La fille de Darlene Boyd, Laurie, a été enlevée, violée et assassinée en janvier 1982 par Jim Peters et Bob Brown. Ces hommes ont aussi été reconnus coupables d'avoir enlevé, violé et battu à mort Debbie Stevens, de High River, en Alberta, en décembre 1981. Brown s'est suicidé en prison, mais Peters pourra faire une demande de libération conditionnelle en février 1997.

En février dernier, Mme Boyd a déclaré que la simple idée que le meurtrier de sa fille puisse être libéré après seulement 15 ans d'emprisonnement-ce qu'elle a qualifié de rabais de 40 p. 100 pour le tueur-constituait un simulacre de justice. CommeM. Peters a tué deux femmes, elle estime que s'il était libéré l'an prochain, il n'aurait purgé que sept ans et demi d'emprisonnement par meurtre. Elle ne sera satisfaite, dit-elle, que le jour où l'on abrogera la disposition relative à la libération conditionnelle anticipée. Elle se considère comme condamnée à perpétuité et ne voit pas pourquoi les assassins de sa fille ne le seraient pas aussi.

Le problème, c'est que la famille de Darlene Boyd, comme beaucoup d'autres familles, devra vivre à nouveau l'expérience traumatisante de la tragédie qui les a fait tellement souffrir à chaque examen prévu à l'article 745.
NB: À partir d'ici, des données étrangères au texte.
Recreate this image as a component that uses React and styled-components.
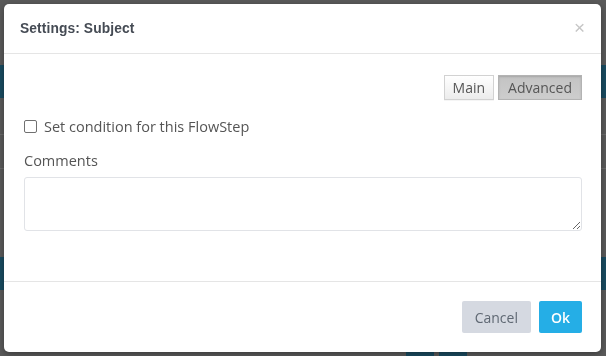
import React from "react";
import styled, { createGlobalStyle } from "styled-components";

const GlobalStyle = createGlobalStyle`
  html, body {
    margin: 0;
    padding: 0;
    background: #5a5a5a;
    font-family: "Open Sans", "Liberation Sans", sans-serif;
  }
`;

const Page = styled.div`
  height: 356px;
  display: flex;
  flex-direction: column;
  overflow: hidden;
`;

const Band = styled.div`
  height: ${(p) => p.h}px;
  flex-shrink: 0;
  background: ${(p) => p.bg || "transparent"};
  border-bottom: ${(p) => (p.line ? "1px solid #6b6b6b" : "none")};
`;

const TabStrip = styled.div`
  display: flex;
  gap: 5px;
  padding-left: 406px;
  margin-top: auto;
  height: 4px;
`;

const Tab = styled.div`
  width: ${(p) => p.w}px;
  background: #194b60;
`;

const Modal = styled.div`
  position: fixed;
  top: 4px;
  left: 4px;
  width: 597px;
  height: 348px;
  background: #fff;
  border-radius: 5px;
  box-shadow: 0 2px 6px rgba(0, 0, 0, 0.35);
  display: flex;
  flex-direction: column;
`;

const Header = styled.div`
  height: 50px;
  box-sizing: border-box;
  padding: 0 16px;
  display: flex;
  align-items: center;
  justify-content: space-between;
  border-bottom: 1px solid #e5e5e5;
`;

const Title = styled.h4`
  margin: 0;
  font-family: "Liberation Sans", Arial, sans-serif;
  font-weight: bold;
  font-size: 13.8px;
  color: #454b54;
  letter-spacing: 0.1px;
`;

const Close = styled.span`
  font-family: "Liberation Sans", Arial, sans-serif;
  font-size: 19px;
  line-height: 1;
  color: #c6c6c6;
  margin-top: -2px;
`;

const Body = styled.div`
  flex: 1;
  padding: 21px 19px 0 20px;
  display: flex;
  flex-direction: column;
`;

const Toggle = styled.div`
  display: flex;
  justify-content: flex-end;
  gap: 4px;
`;

const ToggleButton = styled.button`
  height: 25px;
  padding: 0 ${(p) => (p.active ? 9 : 8)}px;
  font-family: "Open Sans", sans-serif;
  font-size: 14px;
  color: #555;
  border: 1px solid ${(p) => (p.active ? "#b3b3b3" : "#d2d2d2")};
  background: ${(p) =>
    p.active
      ? "linear-gradient(#c3c3c3, #cdcdcd)"
      : "linear-gradient(#ffffff, #ececec)"};
  box-shadow: ${(p) =>
    p.active ? "inset 0 1px 2px rgba(0,0,0,0.15)" : "0 1px 0 rgba(0,0,0,0.04)"};
  border-radius: 0;
`;

const CheckRow = styled.label`
  display: flex;
  align-items: center;
  gap: 7px;
  margin-top: 17px;
  font-size: 14.5px;
  color: #555;
`;

const Box = styled.span`
  width: 11px;
  height: 11px;
  border: 1px solid #707070;
  border-radius: 2px;
  background: #fff;
`;

const Label = styled.div`
  margin-top: 15px;
  font-size: 14.5px;
  color: #555;
`;

const Comments = styled.textarea`
  margin-top: 7px;
  height: 54px;
  box-sizing: border-box;
  border: 1px solid #e1e3e7;
  border-radius: 3px;
  resize: vertical;
  outline: none;
  font-family: "Open Sans", sans-serif;
  font-size: 14px;
`;

const Footer = styled.div`
  border-top: 1px solid #e5e5e5;
  padding: 19px 19px 19px 20px;
  display: flex;
  justify-content: flex-end;
  gap: 8px;
`;

const Action = styled.button`
  height: 32px;
  padding: 0 ${(p) => (p.primary ? 12 : 13)}px;
  border: none;
  border-radius: 2px;
  font-family: "Open Sans", sans-serif;
  font-size: 14px;
  font-weight: ${(p) => (p.primary ? 600 : 400)};
  color: ${(p) => (p.primary ? "#fff" : "#5f6873")};
  background: ${(p) => (p.primary ? "#25aee6" : "#d5d9e1")};
`;

export default function App() {
  return (
    <>
      <GlobalStyle />
      <Page>
        <Band h={65} />
        <Band h={33} bg="#194b60" />
        <Band h={36} line />
        <Band h={33} line />
        <Band h={88} />
        <Band h={33} bg="#194b60" />
        <TabStrip>
          <Tab w={28} />
          <Tab w={28} />
        </TabStrip>
      </Page>
      <Modal>
        <Header>
          <Title>Settings: Subject</Title>
          <Close>×</Close>
        </Header>
        <Body>
          <Toggle>
            <ToggleButton>Main</ToggleButton>
            <ToggleButton active>Advanced</ToggleButton>
          </Toggle>
          <CheckRow>
            <Box />
            Set condition for this FlowStep
          </CheckRow>
          <Label>Comments</Label>
          <Comments />
        </Body>
        <Footer>
          <Action>Cancel</Action>
          <Action primary>Ok</Action>
        </Footer>
      </Modal>
    </>
  );
}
C'est bon pour les avocats. Leurs affaires vont prospérer. Nous aurons des tas d'affaires judiciaires. Les tueurs auront la possibilité d'obtenir une libération conditionnelle. Je regrette, mais je ne suis pas d'accord. Il est temps de mettre un terme à cette industrie. Il faut nous débarrasser de certains de ces éléments, et c'est un bon endroit où commencer.

La revictimisation des survivants est cruelle et injustifiée. Voilà pourquoi l'abrogation de cet article est la seule option pleine de compassion.

Je n'arrive pas à comprendre pourquoi le gouvernement ne reconnaît pas le fait que les victimes devraient être au coeur même de ce débat. L'assassinat d'un membre de votre famille est le crime le plus horrible dont vous pouvez être victime au Canada. Ces gens n'oublieront jamais leur perte et souffriront toute leur vie. Malheureusement, la nouvelle mesure législative ne tient aucun compte des victimes et ne leur donne aucun moyen de se défendre.

La mesure insuffisante que propose le gouvernement cadre bien avec le rôle de défenseur de la veuve et de l'orphelin que se donnent les libéraux, qui préfèrent protéger les contrevenants plutôt que les victimes. Les amendements édulcorés à l'article 745 sont loin de satisfaire les Canadiens.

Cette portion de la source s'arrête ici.